Une vie sentimentale n’est même pas envisageable, comment imposer à une partenaire un rythme de vie non garantie et des humeurs imprévisibles ? Comment imposer une température de la climatisation en dessous de 20°( même avec une couette) ? Comment pourra t-elle comprendre qu’un jour ça va et que le lendemain ça ne va plus ?
Comment lui faire comprendre qu’au réveil ça va et qu’à 10h, ça ne va plus ?.

Elle pourra faire preuve de patience dans les premiers temps, être “au petit soin”, mais un jour elle se dira, ” et puis merde, je trouverai un autre homme que je n’aurai pas à soutenir”. Ça, je peux le comprendre, c’est la vie, le phénomène de survie, (chez certaines espèces les plus faibles sont abandonnés, chez d’autres par contre il existe la solidarité, c’est plus rare chez les humains.

Je n’ai pas perdu le gout de survivre, mais je dois apprendre à vivre avec ma maladie, et avec moi-même. Une nouvelle vie où seul l’introspection peut le permettre car face à cette maladie, même entouré on éprouve la sensation d’une immense solitude.
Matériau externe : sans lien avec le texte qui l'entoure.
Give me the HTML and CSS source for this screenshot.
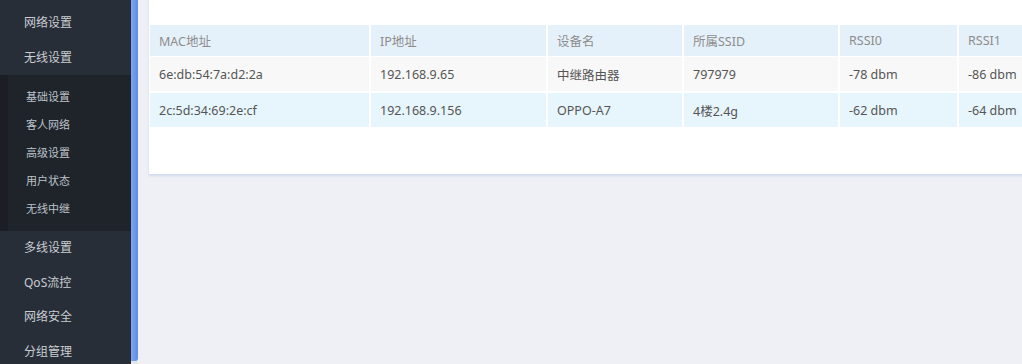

Vous connaissez quelqu’un qui est atteint de Sclérose en Plaques, ne la laissez pas tomber, ne lui tournez pas le dos. Aujourd’hui 30 mai 2012, Journée mondiale de lutte contre la sclérose en plaques, Cette année, le thème de la Journée mondiale est Vivre avec la SEP. L’objectif de la Journée mondiale de la SEP est de développer la prise de conscience autour du thème “Vivre avec la SEP : le quotidien, la vie en famille, le travail, la mobilité…”. Les personnes atteintes par la maladie sont placées au cœur de la campagne. Construite autour du concept des “1000 visages de la SEP”, chaque patient du monde entier a été invité à créer une carte postale pour dire ce que vivre avec la SEP signifie pour lui. Le 30 mai, ces 1000 visages seront dévoilés avec les messages, les histoires des malades ainsi que les témoignages de soutien. Cela permettra de fournir à toute la population des informations sur cette pathologie et sur la manière dont elle affecte la vie de plus de deux millions de personnes à travers le monde.

En Martinique, plus de 500 personnes sont atteintes de SEP, et le nombre ne cesse de grandir, en France La sclérose en plaques touche 80 000 jeunes adultes, dont 2/3 de femmes, 2 000 nouveaux cas sont diagnostiqués chaque année.